Желая узнать, что сообщил Гент Стэнли, мы должны вернуться назад к тому времени, когда путешественник Давид Ливингстон начинал свой многолетний африканский поход.
В 1866 году по улице Занзибара шел или, вернее, с трудом двигался белый человек лет тридцати, временами опираясь рукой о стену и присаживаясь на камни. Сквозь загар его лица проступала болезненная бледность. Рваный костюм помешал бы заметить невнимательному глазу интеллигентность прохожего. Хоть полуденное солнце давало 60° Цельсия, однако прохожий трясся в пароксизме лихорадки. Силы, видимо, оставляли его. Опустившись на землю у наглухо закрытых ворот арабского дома, больной пробормотал проклятие и лег у стены, лениво наблюдая грызню тощих собак. Затем, пошарив в кармане, он вытащил горсть хлебных крошек, пуговицу и свинцовую пломбу.
— Ни одного медяка, — пробормотал он. — Мне, правда, не до еды, но ведь так я подохну от истощения.
Мимо прошла толпа мусульманок, закутанных до глаз в полосатые покрывала, с медными кувшинами и узлами грязного белья за спиной. Промчался, зажав зубами монету, негритенок. Собаки, окончив драку, расселись и разлеглись, высунув языки. Из порта донесся гудок отплывающего в Индию парохода. Больной прикрыл глаза, и тотчас лихорадочные видения овладели им.
Он увидел кабриолет, бич кучера и массивную тень мраморного подъезда, пропускающего вышедшего из экипажа высокого человека в белом костюме.
— Прошлое лучше, когда оно — прошлое, — в полубреду произнес лежащий.
— Вот как! Почему это? — неожиданно спросил кто-то.
Больной вздрогнул и оглянулся.
Перед ним в простом, но первоклассной работы охотничьем костюме стоял пожилой человек. В его малопривлекательном большом лице, обросшем полуседой бородой, были черты львиные, подчиненные главенству черт человеческих. Во взгляде серых проницательных глаз было нечто останавливающее — казалось, толпа остановилась бы перед силою этого взгляда.
Больной, помедлив, сказал:
— Потому, сэр, что вам предоставляется переживать его или не переживать — это главное. Во-вторых, прошлое бестелесно, невещественно. — Он с усилием сел, обхватив руками прыгающие колени. — Вы можете выбирать из него, как из шкатулки, полной мусора и драгоценностей, не рискуя снова испытать усталость ходьбы, разговоров; болезнь, голод и т. д. не властны над вами в этих переживаниях. В нем забывается, сглаживается многое несущественное и тяжелое; было бы хорошо, будь настоящее и будущее также очищены от балласта.

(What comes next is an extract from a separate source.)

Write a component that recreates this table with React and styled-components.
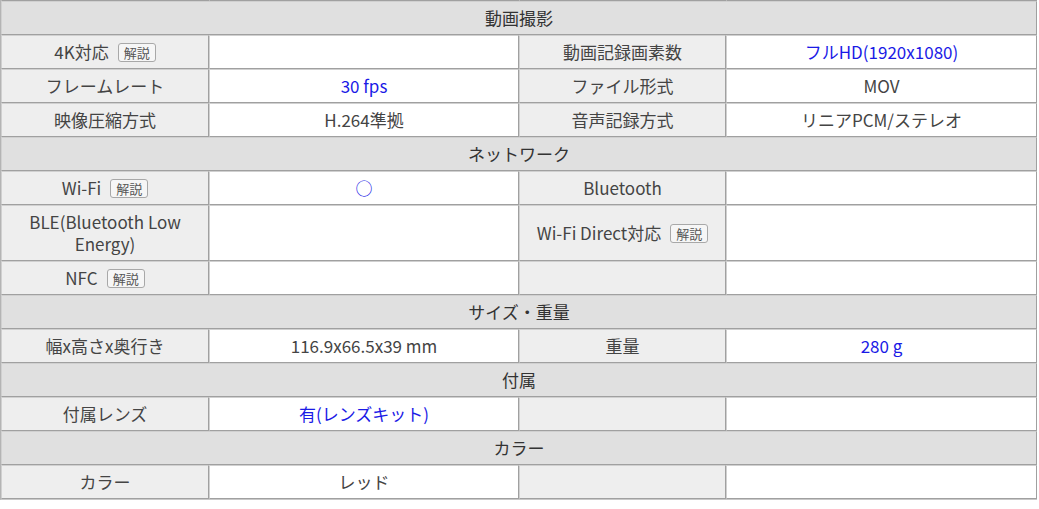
import React from "react";
import styled, { createGlobalStyle } from "styled-components";

const Global = createGlobalStyle`
  html, body { margin: 0; padding: 0; background: #ffffff; }
  body { font-family: "Noto Sans CJK JP", "Noto Sans", sans-serif; }
`;

const Table = styled.table`
  width: 1036px;
  table-layout: fixed;
  border-collapse: separate;
  border-spacing: 0;
  border-left: 1px solid #b4b4b4;
  border-bottom: 1px solid #c8c8c8;
  font-size: 17px;
  line-height: 22px;
  color: #444;
`;

const Cell = styled.td`
  border-right: 1px solid #a0a0a0;
  border-bottom: 1px solid #a0a0a0;
  border-top: 1px solid #d0d0d0;
  border-left: 1px solid #d0d0d0;
  padding: 5px 6px;
  height: 22px;
  text-align: center;
  vertical-align: middle;
  background: ${(p) => (p.$label ? "#eeeeee" : "#ffffff")};
  color: ${(p) => (p.$link ? "#1a1ae6" : "#444")};
`;

const StubCell = styled.td`
  border-right: 1px solid #a0a0a0;
  border-bottom: 1px solid #a0a0a0;
  border-left: 1px solid #d0d0d0;
  padding: 0;
  height: 0;
  line-height: 0;
  font-size: 0;
  background: #ffffff;
`;

const SectionCell = styled.th`
  border-right: 1px solid #a0a0a0;
  border-bottom: 1px solid #a0a0a0;
  border-top: 1px solid #d0d0d0;
  border-left: 1px solid #d0d0d0;
  padding: 5px 6px;
  height: 22px;
  background: #e0e0e0;
  font-weight: normal;
  color: #333;
  text-align: center;
`;

const Badge = styled.span`
  display: inline-block;
  margin-left: 9px;
  padding: 0 5px;
  height: 17px;
  line-height: 17px;
  font-size: 13px;
  color: #555;
  background: #f6f6f6;
  border: 1px solid #a8a8a8;
  border-radius: 3px;
  vertical-align: 1px;
`;

const sections = [
  {
    title: "動画撮影",
    rows: [
      [{ t: "4K対応", b: true }, { t: "" }, { t: "動画記録画素数" }, { t: "フルHD(1920x1080)", l: true }],
      [{ t: "フレームレート" }, { t: "30 fps", l: true }, { t: "ファイル形式" }, { t: "MOV" }],
      [{ t: "映像圧縮方式" }, { t: "H.264準拠" }, { t: "音声記録方式" }, { t: "リニアPCM/ステレオ" }],
    ],
  },
  {
    title: "ネットワーク",
    rows: [
      [{ t: "Wi-Fi", b: true }, { t: "○", l: true }, { t: "Bluetooth" }, { t: "" }],
      [{ t: "BLE(Bluetooth Low Energy)" }, { t: "" }, { t: "Wi-Fi Direct対応", b: true }, { t: "" }],
      [{ t: "NFC", b: true }, { t: "" }, { t: "" }, { t: "" }],
    ],
  },
  {
    title: "サイズ・重量",
    rows: [[{ t: "幅x高さx奥行き" }, { t: "116.9x66.5x39 mm" }, { t: "重量" }, { t: "280 g", l: true }]],
  },
  {
    title: "付属",
    rows: [[{ t: "付属レンズ" }, { t: "有(レンズキット)", l: true }, { t: "" }, { t: "" }]],
  },
  {
    title: "カラー",
    rows: [[{ t: "カラー" }, { t: "レッド" }, { t: "" }, { t: "" }]],
  },
];

export default function App() {
  return (
    <>
      <Global />
      <Table>
        <colgroup>
          <col style={{ width: 208 }} />
          <col style={{ width: 310 }} />
          <col style={{ width: 207 }} />
          <col style={{ width: 311 }} />
        </colgroup>
        <tbody>
          <tr>
            <StubCell />
            <StubCell />
            <StubCell />
            <StubCell />
          </tr>
          {sections.map((s) => (
            <React.Fragment key={s.title}>
              <tr>
                <SectionCell colSpan={4}>{s.title}</SectionCell>
              </tr>
              {s.rows.map((r, i) => (
                <tr key={i}>
                  {r.map((c, j) => (
                    <Cell key={j} $label={j % 2 === 0} $link={c.l}>
                      {c.t}
                      {c.b && <Badge>解説</Badge>}
                    </Cell>
                  ))}
                </tr>
              ))}
            </React.Fragment>
          ))}
        </tbody>
      </Table>
    </>
  );
}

Неизвестный улыбнулся. Улыбка мгновенно изменила его лицо, оно стало приятным. Больной тоже усмехнулся.
— Люди в моем положении склонны к философии, — задумчиво сказал он.
— Вы больны?
— Да.
— Что с вами?
— Перемежающаяся лихорадка. Она не дает работать.
— Где вы работали?
— В порту.
— Кто вы?
— Гент.
— Это имя…
— Так. Но вам, наверное, не нужна моя биография.
— Где вы живете?
— У лавочника-туземца.
— Далеко?
— Нет, не очень.
— Мне хочется что-нибудь сделать для вас. Вставайте!

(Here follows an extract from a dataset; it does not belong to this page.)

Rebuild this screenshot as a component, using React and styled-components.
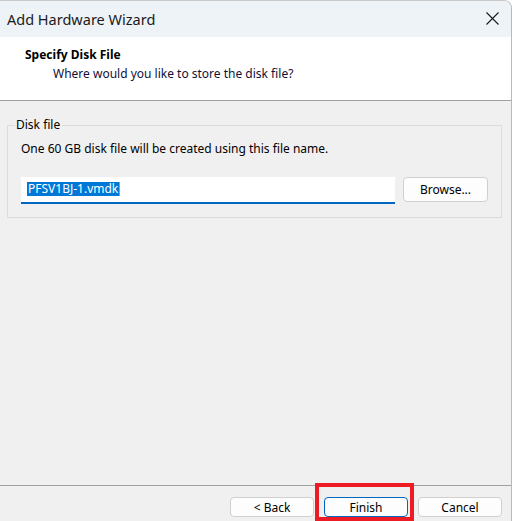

Охотник взял Гента под мышки, обнаружив незаурядную силу, и поставил на ноги, затем, поддерживая его, сказал:
— Попробуйте идти.
— Куда?
— К себе.
— Благодарю, — коротко сказал Гент.
И они пошли путаницей кривых улиц. У маленького грязного дома Гент остановился, стукнув в калитку. Немного погодя старый араб открыл ее и, покачав головой при виде Гента, жалостно чмокнул.
— Больной, очень больной, — сказал он, — глаз нехороший.
Араб, постояв, скрылся в низенькой двери, завешанной циновкой. На дворе торчала пара худосочных пальм; груды мусора по углам разили зловонием. Гент обошел дом; в его задней части была открыта каменная пристройка без двери, со входом через полукруглую нишу. В этом жалком помещении стоял деревянный стол с придвинутой к нему скамьей, за столом, у стены, помещалась дощатая постель, покрытая тростниковым матом. На столе виднелось несколько глиняных посудин, фаянсовая чашка и складной нож.
Гент тотчас лег, вытянувшись со вздохом облегчения. Гость тщательно осмотрелся и кивнул, как бы говоря сам себе: «Да, тяжелое положение»; затем, пристально взглянув на Гента и сказав: «Я скоро вернусь», — вышел.